Der »Blick über den Tellerrand« im April thematisierte die künstlerische Darstellung von Menschen im fortgeschrittenen Alter. Die Direktorin des Museums Pfalzgalerie Kaiserslautern, Dr. Britta E. Buhlmann beleuchtete in ihrem Vortrag »Physiognomien mit Geschichte« verschiedene Gemälde von alternden Menschen.
»Wer kennt diesen Mann?« Noch vor ihrem eigentlichen Vortrag stellte Buhlmann ihrem Publikum diese Frage. Auf der gezeigten Folie zu sehen, passend zur Vortragsreihe des Felix-Klein-Zentrums, eine Darstellung von Felix Klein. Das Gemälde von Max Liebermann entstand 1912, zu diesem Zeitpunkt war der bekannte Mathematiker bereits 62 Jahre alt. Damit gelang ihr ein vielversprechender Einstieg in einen gelungenen Vortrag.
Zwischen großer Auswahl und gut gewählten Beispielen
Die Kunsthistorikerin nahm ihre Zuhörer mit auf eine Reise durch die verschiedensten Altersdarstellungen in der Kunst. Sie führte anhand von zehn originell ausgewählten Beispiel-Bildern durch die unterschiedlichsten Epochen und zeigte die große Varianz der Kunst in Bezug auf dieses Thema. Neben einer Analyse der Kunstwerke selbst, lockerte die Referentin ihren Vortrag immer wieder durch zeitgenössische Anekdoten und Zitate auf.
Entwicklung künstlerischer Trends und Stile
»Im Prinzip ist altern erlaubt, aber nicht gern gesehen« – Mit diesem Satz von Dieter Hildebrandt stellte Buhlmann eine satirische und durchaus aktuelle These über das Altern in den Raum. Am besten ließ sich die Veränderung der künstlerischen Trends und Stilarten in Bezug auf die Darstellung des Alterns wohl anhand von Balthasar Denners Bild »Alte Frau« erkennen: Das naturalistische Gemälde zeichnet mit jeder einzelnen Falte »die Topographie eines Gesichtes«. Während das Gemälde 1702 noch als großes Kunstwerk galt in dem »Ordnung und Reinheit des Alters verbildlicht« wurden, stieß es im späten 18. Jahrhundert gerade wegen dieser naturalistischen Darstellung auf Ablehnung.
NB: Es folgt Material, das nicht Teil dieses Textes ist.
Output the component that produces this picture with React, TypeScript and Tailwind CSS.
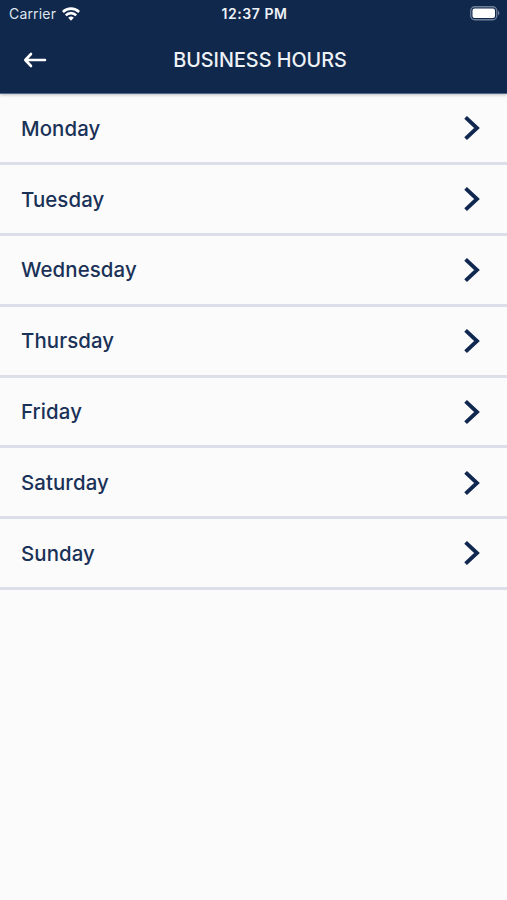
import React from "react";

const days = ["Monday", "Tuesday", "Wednesday", "Thursday", "Friday", "Saturday", "Sunday"];

export default function App() {
  return (
    <div className="flex h-[900px] w-full flex-col bg-[#fbfbfb] font-['Inter',sans-serif] text-[#10284f]">
      <header className="relative h-[94px] border-b border-[#52658a] bg-[#10284c] text-white shadow-[0_1px_3px_rgba(0,0,0,0.25)]">
        <div className="grid h-[27px] grid-cols-3 items-center pl-[9px] pr-[7px]">
          <div className="flex items-center gap-[6px]">
            <span className="text-[14px] tracking-[0.17px] text-[#dfe5ee]">Carrier</span>
            <svg width="18" height="14" viewBox="0 0 18 14" fill="none" stroke="white" strokeWidth="2.6">
              <path d="M0.9 5a11.5 11.5 0 0 1 16.2 0M3.8 8.3a7.4 7.4 0 0 1 10.4 0" />
              <path d="M6.2 10.8a4 4 0 0 1 5.6 0L9 13.8z" fill="white" stroke="none" />
            </svg>
          </div>
          <span className="text-center text-[14px] font-semibold tracking-[0.55px] whitespace-nowrap text-[#eef2f7]">12:37 PM</span>
          <svg className="justify-self-end" width="30" height="15" viewBox="0 0 30 15">
            <rect x="0.75" y="0.75" width="26" height="13" rx="4" fill="none" stroke="#6f7e98" strokeWidth="1.3" />
            <rect x="2.5" y="2.5" width="22.5" height="9.5" rx="2" fill="white" />
            <path d="M28 4.5q3 2.5 0 5z" fill="#6f7e98" />
          </svg>
        </div>
        <div className="grid h-[66px] grid-cols-[70px_1fr_57px] items-center">
          <svg className="ml-[23px]" width="24" height="16" viewBox="0 0 24 16" fill="none" stroke="white" strokeWidth="2.6" strokeLinecap="round" strokeLinejoin="round">
            <path d="M22 8H2.5M8 2L2.3 8L8 14" />
          </svg>
          <h1 className="pt-px text-center text-[19.8px] font-medium text-[#eef2f7]">BUSINESS HOURS</h1>
        </div>
      </header>
      <ul>
        {days.map((day) => (
          <li key={day} className="flex h-[70.88px] items-center justify-between border-b-[3px] border-[#dcdfe9] pl-[21px] pr-[26px] pt-[0.5px]">
            <span className="pt-[1.5px] text-[20.4px] font-medium tracking-[0.1px] text-[#1a3157]">{day}</span>
            <svg width="18" height="26" viewBox="0 0 18 26" fill="none" stroke="#10284f" strokeWidth="3.9">
              <path d="M2.6 2.3L14 13L2.6 23.7" />
            </svg>
          </li>
        ))}
      </ul>
    </div>
  );
}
Kontext, Themen und Wahrnehmung des Alters
Die Darstellung alter Menschen in der Kunst geht mit einer Vielfalt an Themen und Motiven einher. Über Gier und Macht, Würde und Weisheit bis hin zur Lebenslust, spiegelt sich das Alter im unterschiedlichen Kontext wieder.
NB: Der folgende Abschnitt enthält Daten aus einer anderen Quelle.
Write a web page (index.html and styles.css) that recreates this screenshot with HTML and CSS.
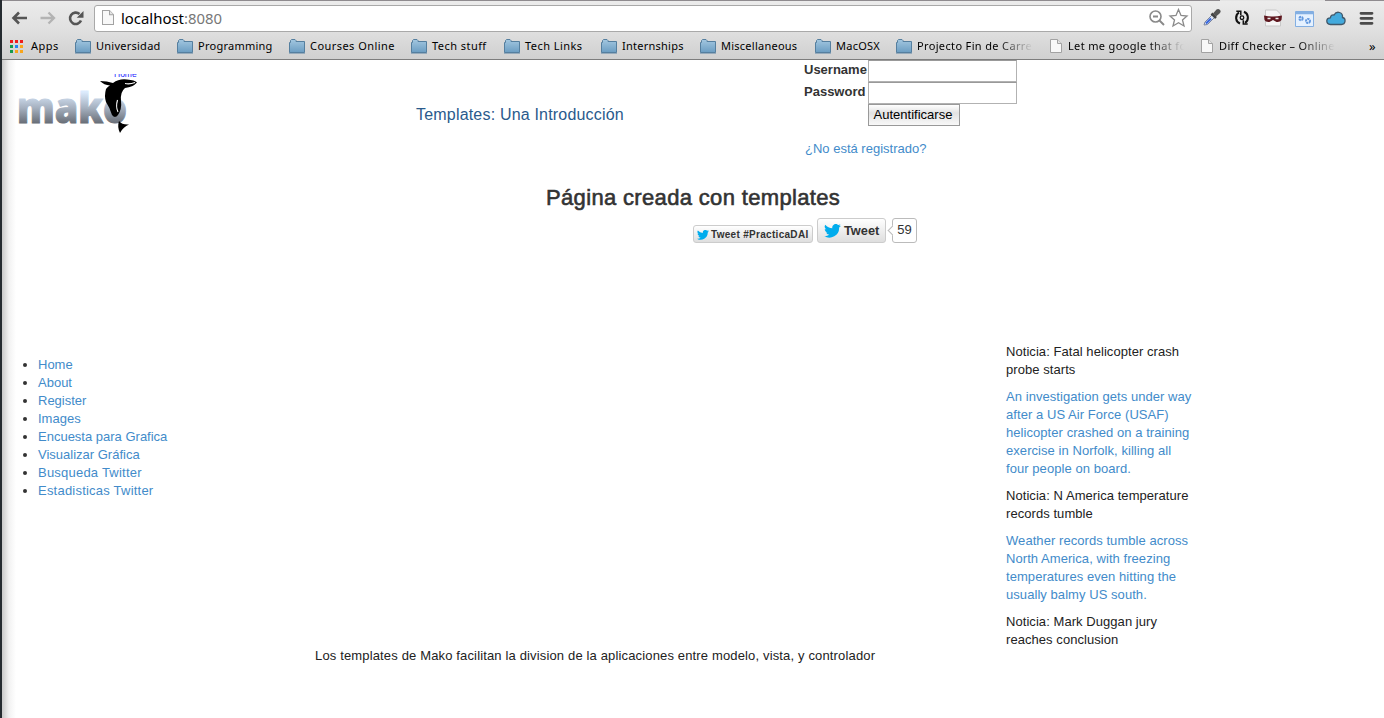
FILE: index.html
```html
<!DOCTYPE html>
<html lang="es">
<head>
<meta charset="utf-8">
<title>Templates</title>
<link rel="stylesheet" href="styles.css">
</head>
<body>
<svg class="defs" width="0" height="0" aria-hidden="true">
  <defs>
    <linearGradient id="gFolder" x1="0" y1="0" x2="0" y2="1"><stop offset="0" stop-color="#a3c7e0"/><stop offset="1" stop-color="#6b9dc2"/></linearGradient>
    <linearGradient id="gMako" gradientUnits="userSpaceOnUse" x1="0" y1="18" x2="0" y2="50"><stop offset="0" stop-color="#dcebfd"/><stop offset=".5" stop-color="#a5b0bf"/><stop offset="1" stop-color="#666b74"/></linearGradient>
    <symbol id="folder" viewBox="0 0 16 15"><path d="M.5 13.500V3.500H1.500V1.500L2.500.5H6L7 1.500V2.500H15.500V13.500Z" fill="url(#gFolder)" stroke="#557f9f"/><path d="M0 14.300H16" stroke="#557f9f" stroke-width=".6"/></symbol>
    <symbol id="file" viewBox="0 0 12 14"><path d="M.5.5H7.500L11.500 4.500V13.500H.5Z" fill="#f8f8f8" stroke="#a2a2a2"/><path d="M7.500.5V4.500H11.500" fill="#e4e4e4" stroke="#a2a2a2"/></symbol>
    <symbol id="bird" viewBox="0 0 24 20"><path d="M24 2.400a10 10 0 0 1-2.800.8A5 5 0 0 0 23.300.4a10 10 0 0 1-3.100 1.200A4.900 4.900 0 0 0 11.800 6.100 14 14 0 0 1 1.700 1a4.900 4.900 0 0 0 1.500 6.600A5 5 0 0 1 1 7a4.900 4.900 0 0 0 3.900 4.800 5 5 0 0 1-2.200.1 4.900 4.900 0 0 0 4.600 3.400A9.900 9.900 0 0 1 0 17.300 14 14 0 0 0 21.500 4.900 10 10 0 0 0 24 2.400Z" fill="#00aced"/></symbol>
  </defs>
</svg>

<div class="chrome">
  <div class="toolbar">
    <svg class="nav-icons" width="78" height="18" viewBox="0 0 78 18" fill="none">
      <path d="M9 3.500 3.500 9 9 14.500M4 9H17" stroke="#555" stroke-width="2.600"/>
      <path d="M38.500 3.500 44 9 38.500 14.500M43.500 9H30.500" stroke="#b3b3b3" stroke-width="2.300"/>
      <path d="M71 11.500A5.700 5.700 0 1 1 69.500 5" stroke="#555" stroke-width="2.600"/><path d="M73.500 2V8.800H66.700Z" fill="#555"/>
    </svg>
    <div class="omnibox">
      <svg class="page-icon" width="12" height="15" viewBox="0 0 12 14" preserveAspectRatio="none"><use href="#file"/></svg>
      <span class="host">localhost</span><span class="port">:8080</span>
      <svg class="omni-icons" width="42" height="20" viewBox="0 0 42 20" fill="none" stroke="#8a8a8a">
        <circle cx="7.500" cy="8.500" r="5.500" stroke-width="1.600"/><path d="M5 8.500H10M11.500 12.500 16 17" stroke-width="1.900"/>
        <path d="M30.500 1.500 33 7.500 39 8 34.500 12 36 18 30.500 14.800 25 18 26.500 12 22 8 28 7.500Z" stroke-width="1.300" fill="#fff"/>
      </svg>
    </div>
    <svg class="ext-icons" width="176" height="22" viewBox="0 0 176 22">
      <g><path d="M2 18 3 15 11 7 13.500 9.500 5.500 17.500Z" fill="#dce5f5" stroke="#7b86a0"/><path d="M4 16.500 9 11.500" stroke="#3967dc" stroke-width="2.200"/><path d="M9.500 6.500 14 11" stroke="#444" stroke-width="2.500"/><path d="M11 6.500 14.500 2.500Q16.500 1.500 18 3T17.500 6.500L14 9.500Z" fill="#555"/></g>
      <g fill="none" stroke="#111" stroke-width="2"><path d="M38 16.500A6.200 6.200 0 0 1 37 5.500M42 4.800A6.200 6.200 0 0 1 43 15.800"/><circle cx="40" cy="10.700" r="1.800" stroke-width="1.300"/><path d="M34.300 4.300H38.800V8.200M45.700 17H41.300V13.200" stroke-width="1.500"/></g>
      <path d="M63.500 3H74.500L78.500 7V19H63.500Z" fill="#f5f5f5" stroke="#c8c8c8"/><path d="M62 8.500Q71 10.500 80 8.500L79.500 13Q78 15.500 74.500 15L71 13 67.500 15Q63.500 15.500 62.500 13Z" fill="#5f1820"/><path d="M65.500 11.500H68.500M73.500 11.500H76.500" stroke="#eee" stroke-width="1.500"/>
      <path d="M93.500 4.500H111.500V19.500H93.500Z" fill="#e5f1ff" stroke="#83afe2"/><path d="M94 6H111" stroke="#83afe2" stroke-width="2.500"/><g fill="none" stroke="#6298df" stroke-width="2" stroke-dasharray="2 .6"><circle cx="99" cy="11.500" r="1.700"/><circle cx="106" cy="14" r="2"/></g>
      <path d="M128.500 17.500Q124.500 17 124.800 13.500 125.200 10.800 128.300 10.800 129 7.500 132 8 134 4.500 137.500 5.500 141 6.500 140.500 10.500 143.500 11.200 143 14.500 142.500 17.500 139.500 17.500Z" fill="#43aadd" stroke="#41586a" stroke-width="1.300"/>
      <path d="M159 6.300H170M159 11.300H170M159 16.300H170" stroke="#4a4a4a" stroke-width="2.800" stroke-linecap="round"/>
    </svg>
  </div>
  <div class="bookmarks">
    <div class="bm"><svg class="apps" width="13" height="13" viewBox="0 0 13 13"><path d="M0 0h3v3H0zM5 0h3v3H5zM10 0h3v3h-3z" fill="#ee1c1c"/><path d="M0 5h3v3H0zM0 10h3v3H0z" fill="#159a4b"/><path d="M5 5h3v3H5z" fill="#2383f3"/><path d="M10 5h3v3h-3zM5 10h3v3H5zM10 10h3v3h-3z" fill="#f8a51b"/></svg><span>Apps</span></div>
    <div class="bm tight"><svg class="folder"><use href="#folder"/></svg><span>Universidad</span></div>
    <div class="bm tight"><svg class="folder"><use href="#folder"/></svg><span>Programming</span></div>
    <div class="bm"><svg class="folder"><use href="#folder"/></svg><span>Courses Online</span></div>
    <div class="bm"><svg class="folder"><use href="#folder"/></svg><span>Tech stuff</span></div>
    <div class="bm"><svg class="folder"><use href="#folder"/></svg><span>Tech Links</span></div>
    <div class="bm tight"><svg class="folder"><use href="#folder"/></svg><span>Internships</span></div>
    <div class="bm tight"><svg class="folder"><use href="#folder"/></svg><span>Miscellaneous</span></div>
    <div class="bm tight"><svg class="folder"><use href="#folder"/></svg><span>MacOSX</span></div>
    <div class="bm"><svg class="folder"><use href="#folder"/></svg><span class="fade">Projecto Fin de Carre</span></div>
    <div class="bm"><svg class="file"><use href="#file"/></svg><span class="fade">Let me google that fo</span></div>
    <div class="bm"><svg class="file"><use href="#file"/></svg><span class="fade">Diff Checker – Online</span></div>
    <div class="bm more">»</div>
  </div>
</div>

<div class="page">
  <header class="head">
    <div class="logo">
      <svg width="122" height="64" viewBox="0 0 122 64">
        <text class="logo-home" x="96" y="3">Home</text>
        <text class="logo-text" x="-1" y="49" textLength="110" lengthAdjust="spacingAndGlyphs" fill="url(#gMako)" stroke="url(#gMako)">mako</text>
        <path d="M82 7Q89 7 95 9Q101 4.500 109 5.500Q117 6 119 8.500Q115 13 107 14Q102 18 103 27Q104 35 100 41Q97 45 94 41Q92 34 88 28Q86 22 88 15Q90 12 92 11.500Q86 11 82 7Z" fill="#000"/>
        <path d="M107 9.500Q112 10.500 117 8.500M99.500 26Q97.500 33 100 38" stroke="#fff" fill="none" stroke-width="1.100"/>
        <path d="M101 47Q104 51 111 50.500Q105 53 102 59Q99 53 101 47Z" fill="#000"/>
      </svg>
    </div>
    <div class="title">Templates: Una Introducción</div>
    <div class="login">
      <div class="field"><label>Username</label><input type="text"></div>
      <div class="field"><label>Password</label><input type="password"></div>
      <button class="submit">Autentificarse</button>
      <a class="signup">¿No está registrado?</a>
    </div>
  </header>
  <h3 class="heading">Página creada con templates</h3>
  <div class="tweets">
    <div class="tw small"><svg width="12" height="10"><use href="#bird"/></svg><span>Tweet #PracticaDAI</span></div>
    <div class="tw big"><svg width="17" height="14"><use href="#bird"/></svg><span>Tweet</span></div>
    <div class="count">59</div>
  </div>
  <main class="main">
    <ul class="menu">
      <li><a>Home</a></li><li><a>About</a></li><li><a>Register</a></li><li><a>Images</a></li><li><a>Encuesta para Grafica</a></li><li><a>Visualizar Gráfica</a></li><li class="wide"><a>Busqueda Twitter</a></li><li class="wide"><a>Estadisticas Twitter</a></li>
    </ul>
    <p class="center">Los templates de Mako facilitan la division de la aplicaciones entre modelo, vista, y controlador</p>
    <div class="news">
      <p>Noticia: Fatal helicopter crash<br>probe starts</p>
      <p><a>An investigation gets under way<br>after a US Air Force (USAF)<br>helicopter crashed on a training<br>exercise in Norfolk, killing all<br>four people on board.</a></p>
      <p>Noticia: N America temperature<br>records tumble</p>
      <p><a>Weather records tumble across<br>North America, with freezing<br>temperatures even hitting the<br>usually balmy US south.</a></p>
      <p>Noticia: Mark Duggan jury<br>reaches conclusion</p>
    </div>
  </main>
</div>
</body>
</html>
```
FILE: styles.css
```css
* { box-sizing: border-box; }
body {
  margin: 0;
  height: 718px;
  overflow: hidden;
  background: #fff;
  border-left: 2px solid #252b30;
  font: 13px/18px "Liberation Sans", Arial, sans-serif;
  color: #333;
}
.defs { display: block; height: 0; }
svg { display: block; flex: none; }

.chrome {
  height: 60px;
  padding-top: 1px;
  border-bottom: 1px solid #7d7d7d;
  background:
    linear-gradient(90deg, #8f8b8f 1218px, #e4e4e4 1218px 1323px, #8f8b8f 1323px) no-repeat 0 0 / 100% 1px,
    linear-gradient(#ececec, #e0e0e0 50%, #d0d0d0);
  font-family: "Noto Sans", sans-serif;
  color: #000;
}
.toolbar { display: flex; height: 33px; padding: 4px 0 0 8px; }
.nav-icons { margin-top: 4px; }
.omnibox {
  display: flex;
  width: 1098px;
  height: 27px;
  margin-left: 6px;
  padding: 0 1px 2px 7px;
  align-items: center;
  background: #fff;
  border: 1px solid #a9a9a9;
  border-radius: 3px;
  font-size: 14.900px;
}
.host { margin-left: 7px; }
.port { color: #777; }
.omni-icons { margin-left: auto; }
.ext-icons { margin: 2px 0 0 10px; }

.bookmarks {
  display: grid;
  grid-template-columns: 65px 102px 112px 122px 93px 97px 99px 115px 81px 154px 151px 168px 1fr;
  height: 24px;
  padding-left: 8px;
  align-items: center;
  font-size: 11px;
  letter-spacing: .45px;
}
.bm { display: flex; align-items: center; white-space: nowrap; }
.tight { letter-spacing: .25px; }
.bm .apps { margin-right: 8px; }
.bm .folder { width: 16px; height: 15px; margin-right: 5px; }
.bm .file { width: 12px; height: 14px; margin-right: 6px; }
.fade {
  letter-spacing: .35px;
  -webkit-mask-image: linear-gradient(90deg, #000 80px, transparent 116px);
  mask-image: linear-gradient(90deg, #000 80px, transparent 116px);
}
.more { font-size: 13px; }

.page {
  height: 658px;
  background: linear-gradient(90deg, #c9c9c9, #f2f2f2 7px, #fff 14px) no-repeat 0 0 / 14px 100%;
}
a { color: #428bca; }
.head { display: grid; grid-template-columns: 414px 388px 1fr; height: 120px; }
.logo { padding: 14px 0 0 16px; }
.logo-home { font: 8.500px "Liberation Sans", sans-serif; fill: #22f; }
.logo-text { font: 800 42px "Open Sans", "Noto Sans", sans-serif; stroke-width: 1px; }
.title { padding-top: 46px; font-size: 16px; letter-spacing: .19px; color: #2a5a8c; }
.field { display: flex; height: 22px; }
.field label { width: 64px; padding-top: 1px; font-weight: bold; }
.field input { width: 149px; height: 22px; margin: 0; padding: 0; border: 1px solid #b2b2b2; border-top-color: #999; background: #fff; }
.submit {
  display: block;
  width: 92px;
  height: 22px;
  margin: 0 0 0 64px;
  padding: 0 2px 0 0;
  border: 1px solid #999;
  border-radius: 0;
  background: linear-gradient(#fff, #e2e2e2 40%, #f8f8f8);
  font: 13px/18px "Liberation Sans", Arial, sans-serif;
  color: #000;
}
.signup { display: block; margin: 14px 0 0 1px; }
.heading { margin: 0; padding: 5px 0 0 544px; height: 38px; font: 500 22px/26px "Liberation Sans", Arial, sans-serif; letter-spacing: .34px; -webkit-text-stroke: .6px #333; }
.tweets { display: flex; height: 122px; padding-left: 691px; align-items: flex-start; }
.tw { display: flex; align-items: center; border: 1px solid #ccc; border-radius: 3px; background: linear-gradient(#fff, #dedede); font-weight: bold; white-space: nowrap; }
.small { width: 120px; height: 18px; margin-top: 7px; padding: 1px 0 0 3px; gap: 2px; font-size: 10px; letter-spacing: .3px; }
.big { width: 69px; height: 25px; margin-left: 4px; padding-left: 6px; gap: 3px; font-size: 12.800px; }
.count { position: relative; width: 25px; height: 25px; margin-left: 6px; border: 1px solid #bbb; border-radius: 3px; background: #fff; text-align: center; line-height: 22px; }
.count::before { content: ""; position: absolute; left: -4px; top: 8px; width: 6px; height: 6px; background: #fff; border: solid #bbb; border-width: 0 0 1px 1px; transform: rotate(45deg); }
.main { display: grid; grid-template-columns: 313px 691px 1fr; }
.menu { margin: 16px 0 0; padding-left: 36px; }
.wide { letter-spacing: .22px; }
.center { margin: 307px 0 0; letter-spacing: .15px; }
.news { padding-top: 3px; letter-spacing: .06px; }
.news p { margin: 0 0 9px; }
.main p { color: #222; }
```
Bei der Analyse durch den Kunstkritiker stellt sich zudem die Frage: Schönt der Künstler das Alter oder stellt er es realistisch oder gar schonungslos dar? »Nicht selten gehen dabei Selbsteinschätzung des Portraitierten und die Fremdeinschätzung des Künstlers weit auseinander«, so Buhlmann. Die Referentin schloss ihren Vortrag mit einem passenden Zitat aus dem Tagebuch des Schriftstellers André Gide »Meine Seele ist so jung geblieben, dass es mir immerfort scheint, als sei der 70jährige, der ich zweifellos bin, eine Rolle die ich übernehme.«
Zur Referentin und zur Vortragsreihe »Blick über den Tellerrand«
Bereits seit 1994 leitet Buhlmann das Museum Pfalzgalerie Kaiserslautern (mpk), wo sie unter anderem die Sanierung und den Museumsumbau begleitet hat. Sie hat zudem eine lebendige Museumspädagogik sowie ein vielfältiges Veranstaltungsprogramm im mpk etabliert und ist inzwischen eine bekannte Persönlichkeit in Kaiserslautern.
Einmal im Monat öffnet das ITWM die Türen für alle Interessierten und lädt beim »Blick über den Tellerrand« dazu ein, gemeinsam den Horizont zu erweitern. Die interdisziplinäre Vortragsreihe des Felix-Klein-Zentrums für Mathematik präsentiert unterschiedliche Referenten mit verschiedensten Themen. Jeder ist herzlich eingeladen zuzuhören und mitzudiskutieren. Der Eintritt ist frei.